I was involved at the Brumbies for over 13 years and they had a vision to be recognised as the pre-eminent provincial team and organisation in World rugby.
The homepage on the Brumbies website currently celebrates Pride, Passion and Excellence. The reality could not be further from the truth.
After spending the weekend at The Armidale School watching the future of Australian rugby battling it out during an Under 12's rugby carnival it reinforces what is important in this great game we play. It was well-administered, relied on volunteer support, ran smoothly, all the players and the spectators enjoyed the camaraderie and the spirit of rugby.
The weakest link at the moment for the Brumbies is their off field administration. Dramas regarding their board and its ongoing relationship with the CEO, pending AFP investigation, relationship management of major stakeholders, player management including the relocation of their current captain to Queensland and disgruntled supporters are the tip of the iceberg.
Great organisations understand what must never change and what is open for change. This ensures both continuity and progress. The culture that the Brumbies have been able to build in a short history is stronger than individuals.

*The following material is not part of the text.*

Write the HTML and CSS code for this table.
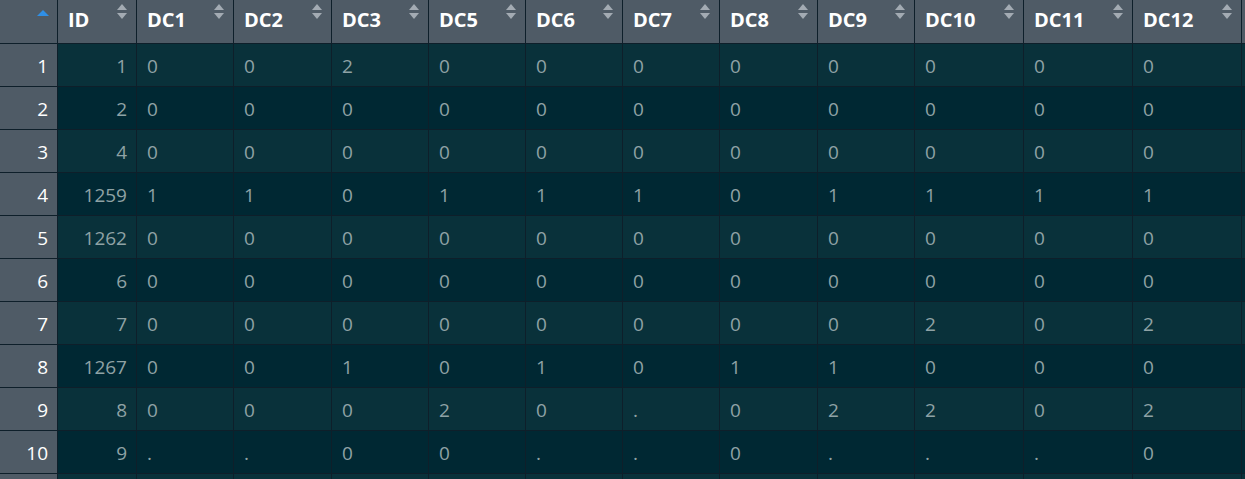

This culture plays a strong part in high performing sporting organisations. It requires strong leadership at board, CEO, coaching and playing ranks. History will show that there are very few teams that overcome external turmoil and adversity to keep performing at an exceptional, winning level. Culture can have a long term impact through team recruitment, contract negotiations and retention.
The early 2000s Brumbies teams lived by the acronym Betterment, Respect, Unity, Mateship, Bravery, Intelligence, Enjoyment and Success. This reinforced what was important to us as a team. In many instances we continued on in an insular cocoon away from influences outside the team.
It takes an experienced and great team to believe that off field distraction will not impact or have an adverse affect on the field. In 2004 I was part of the Brumbies squad that won the Super Rugby Final despite the decision mid season not to extend the current coach David Nucifora's contract past the end of the year.
That decision was definitely a distraction. However, strong administration, complemented with a core of focused and experienced senior players allowed the team to keep their eye on the prize. 2004 ended with silverware.
The ongoing nature of the Brumbies current off field issues might be more of a long term, protracted and negative influence. The current senior players and leadership team in the 2016 squad, Ben Alexander, Stephen Moore, Scott Fardy, David Pocock, Matt Toomua and Christian Lealiifano will need to keep the current Brumbies squad focused and on track.
There was a slight wobble on the field after the Brumbies last game. A convincing loss at the hands of the Chiefs at Canberra Stadium. This loss would have led to a lot of analysis and soul searching during the Brumbies bye week. Often as a player all you want to do is get on with the competition and respond to a poor performance straight away. The last thing you want is extra time to stew about on field and off field issues.
Whether the timing coincided with the teams return to Australia after a three week tour, the media storm in what can only be described as a debacle, or just an off week is yet to be seen. As the Brumbies prepare to take on the Waratahs this weekend motivation and passion are two words that often do not need to be discussed in the lead up to this local derby.
The Brumbies' administration issues will hopefully not impact their on-field performance. This is the Brumbies' weakest link and they are a long way from being the best in the world.
A former Captain of the ACT Brumbies, Owen Finegan played 90 matches for the Brumbies and 56 Tests for the Wallabies. He is currently the CEO of The Kids' Cancer Project Australia.
The opinions expressed in this article are the views of the contributor and do not necessarily reflect the views and opinions of the ARU.